Trying to debug this a thought struck me: the only place I need NuGet.Core
is in this object, to have a SemanticVersion
object. If we look at the SemanticVersion class there are a lot of stuff there that could mess up the JSON serializer. Not owning the class ourself also prevent us from using things like DataMember attributes to control what parts of the object should be serialized. Another quite lazy choice here is to use the SemanticVersion
object itself as a model property. There is a lot of dead weight on the object we don't need. A better choice is to wrap the parts we need in it's own object:
namespace Stratos.Model
{
public class PackageVersion
{
public Version Version { get; set; }
public string SpecialVersion { get; set; }
}
}
And use it in the original object:
namespace Stratos.Model
{
public class NuGetPackage
{
public string PackageName { get; set;}
public PackageVersion Version { get; set; }
}
}
To get rid of the NuGet reference, the SemanticVersion
class got duplicated in. It is much better to own that logic ourself.
With this refactoring the JSON response looked a lot better:
[
{
"PackageName": "chocolatey",
"Version": {
"Version": {
"Major": 0,
"Minor": 10,
"Build": 6,
"Revision": 1,
"MajorRevision": 0,
"MinorRevision": 1
},
"SpecialVersion": ""
}
},
{
"PackageName": "chocolatey-core.extension",
"Version": {
"Version": {
"Major": 1,
"Minor": 1,
"Build": 0,
"Revision": 0,
"MajorRevision": 0,
"MinorRevision": 0
},
"SpecialVersion": ""
}
},
Cool, let's ship it!
An hour later, we had 25 systems that consumed this API die. What had gone wrong? The observant reader have seen it already:
packageName
vs. PackageName
. Lowercase, uppercase. The Nancy serializer lowercases the keys by default, while Json.Net don't.
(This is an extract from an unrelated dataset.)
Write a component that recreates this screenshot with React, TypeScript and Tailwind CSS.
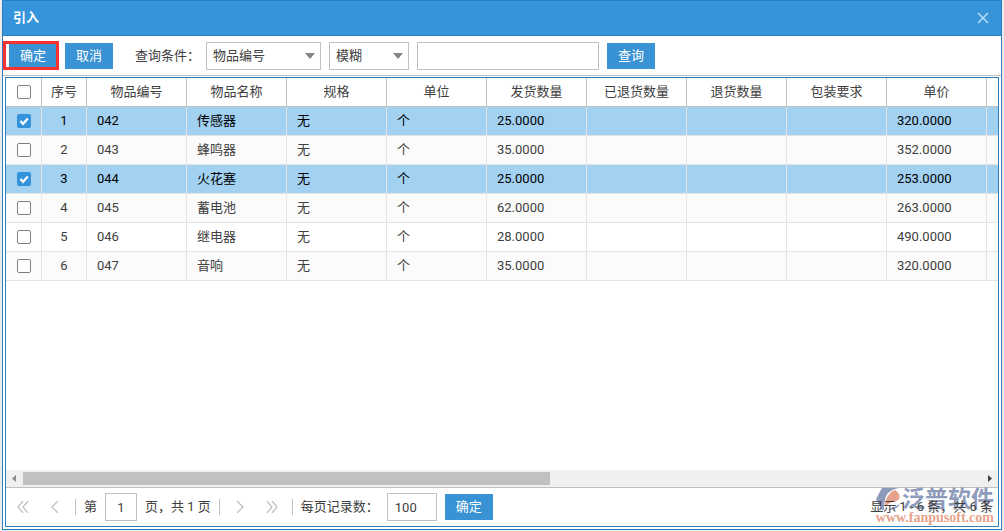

Why didn't the testes go red you ask? Let's look at the asserts in the test:
var result = browser.Get("/api/chocoPackages", with =>
{
with.HttpRequest();
});
var resultJson = result.Body.AsString().ToLower();
Assert.Equal(HttpStatusCode.OK, result.StatusCode);
Assert.True(resultJson.Contains("major"));
Assert.True(resultJson.Contains("minor"));
ToLower()
. Yeah. The consumer of the API did not use ToLower()
, obviously.
So what can we learn from this story?
- Don't take on dependencies for a single and simple usecase
I referenced Nuget.Core
as a NuGet package to grab hold of the SemanticVersion
class for parsing semantic version strings to a Version
object. That usecase is so slim that just duplicating SemanticVersion
from GitHub to my project is a much better approach - it is just stupid to take on a NuGet dependency.
- Allways unit test as far out as possible
By having unit tests that call the actual API and assert on the expected response, the chances of breaking the API minimizes substantially. With Nancy this is no problem. Also, test the types. A simple Contains()
on the JSON response is not enough. Always deserialize the object if possible.
- You don't know what consumers have done with your API
The last and most important lesson is that if you have published your API and you have users on it, you have no idea how the client consume it. Even the smallest changes (like going from lowercase to uppsercase keys in this example) can break the consumer. That is the last thing we want. If you have put the API out there, you should respect the consumer and allways think about what effect your changes can have on them.